Out on the western plains of North Dakota, Royce Aslakson, CEO of the Reservation Telephone Cooperative, just wants a small piece of the airwaves. For Reservation, which serves 19 communities and 7,500 customers, some of whom are Native Americans, it will mean creating a little competition among cell-phone services.
Back East in Philadelphia, Comcast Corp. (CMCSA) CEO Brian L. Roberts wants a whole lot more wireless spectrum. His plan is to offer a cell-phone service to his 22 million cable subscribers to keep them from jumping to satellite. His arch nemesis, Rupert Murdoch, whose News Corp. (NWS) owns a stake in DirecTV Group (DTV), is looking for spectrum, too, for data and cell-phone services that will keep Roberts from getting the upper hand.
Starting on Aug. 9, these players and more than 160 others, large and small, will be pitted against one another in an auction by the Federal Communications Commission for the largest chunk of U.S. wireless spectrum ever put out to bid. The auction, which could raise as much as $15 billion for the government, is considered a key part of FCC Chairman Kevin Martin's plan to push new broadband technologies. More important, the auction of high-frequency spectrum, which had been used for pagers, radio telephones, and government communications, could usher in a major rejiggering of the telecommunications landscape.
Divvying up more spectrum among a slew of new competitors will certainly be a plus for consumers able to choose from a new array of wireless options. Cable and satellite operators are making their biggest push yet into wireless, with the potential to threaten the established networks operated by such players as Verizon Communications (VZ) and Cingular. Smaller outfits like Aslakson's Reservation could snap up spectrum in local areas around the country and roil plans by the big guys to buy wireless spectrum piecemeal to assemble a fuller network. "It's the auction of a lifetime for some companies and the biggest we'll see in a while," says James L. Thoreen, a partner with adviser GVNW Consultant, which is helping 11 smaller telecom bidders.
LIPS ARE SEALED
The auction is expected to stretch for more than a month, with the approved bidders wheeling and dealing to suit their agendas.

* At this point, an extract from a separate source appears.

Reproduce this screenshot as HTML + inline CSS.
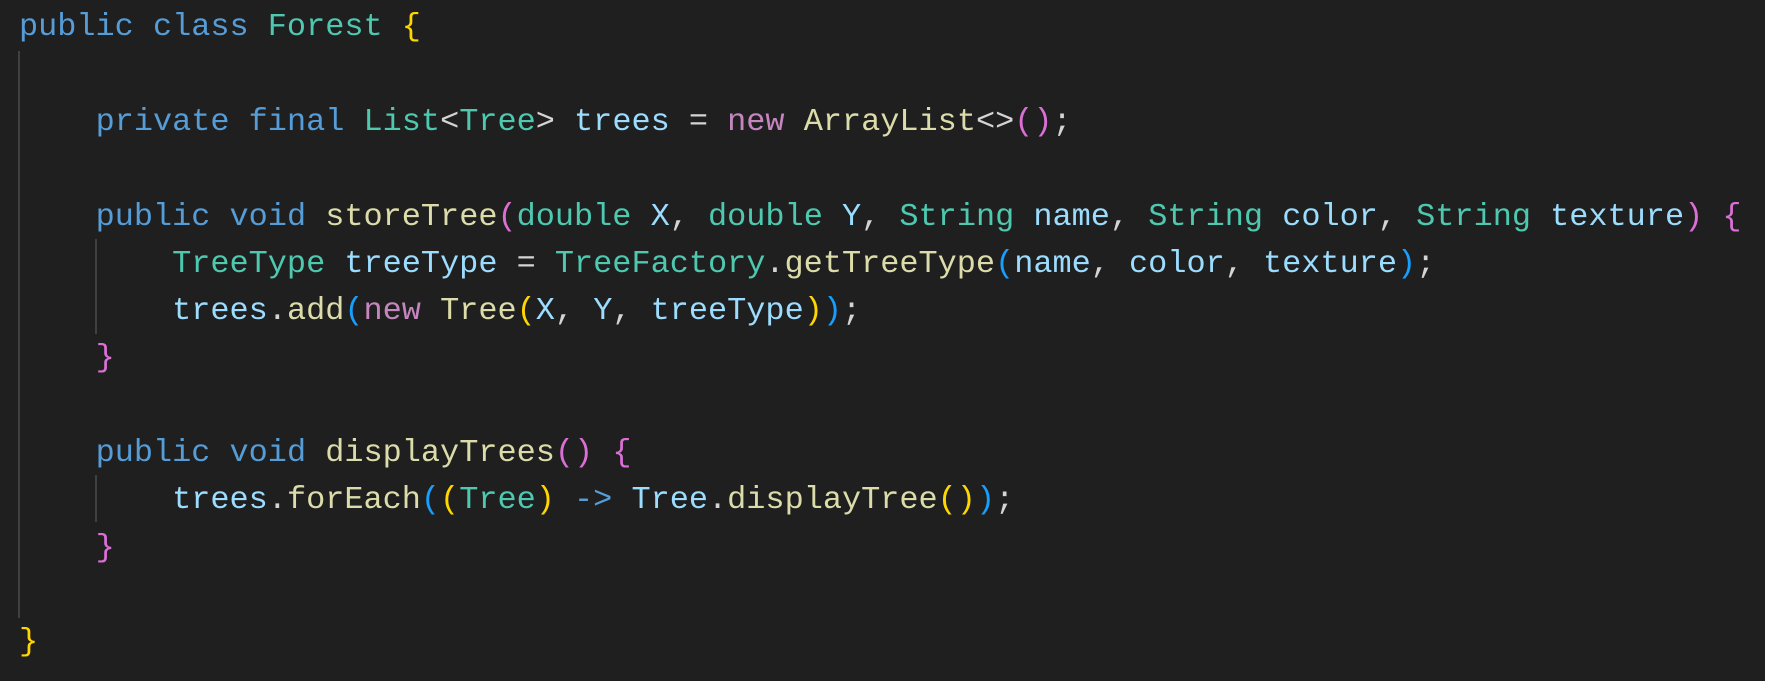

Bidders include wealthy individuals eager to speculate on future uses for the spectrum. One Michigan video game arcade owner was briefly in the bidding to create a broadband gamers' network. A New York money manager put down $20,000 to bid on the rights over the Gulf of Mexico, in part to woo oil rig workers away from satellite phones. He faces 40 potential competitors for the tract, including the Dolan family of cable operator Cablevision System Corp. (CVC) and money manager Mario J. Gabelli (permitted to participate in the auction even after paying fines for violating previous wireless auction rules).
The biggest players registered to bid are not commenting on their plans, but clearly it is the latest battle in the cable-satellite wars. Comcast is part of a consortium of cable giants in a joint venture with Sprint Nextel Corp., pledging $637.9 million to create a national cell-phone service. Satellite rivals DirecTV and EchoStar Communications (DISH) formed Wireless DBS and have plunked down $972.5 million with plans to offer either cell-phone or wireless data services.
Nearly two-thirds of the 168 bidders are small enough to qualify for FCC special bidding credits, no matter how modest their ambitions. Reservation, for one, is playing catch-up. Covering 5,700 acres that comprise farmlands, an Indian reservation, and ballistic missile silos, the co-op finally dumped its rotary phones in the late 1980s and only recently began offering Internet service. For Reservation, the cost of entry was hefty -- it hired a Washington law firm and put up $37,000 for a single swatch of territory that will reach less than half its customers. It would like to partner with another phone co-op that is bidding for the wireless rights to the other half of its turf. "We just want a little spectrum," says Aslakson. Unfortunately, so does just about everyone else.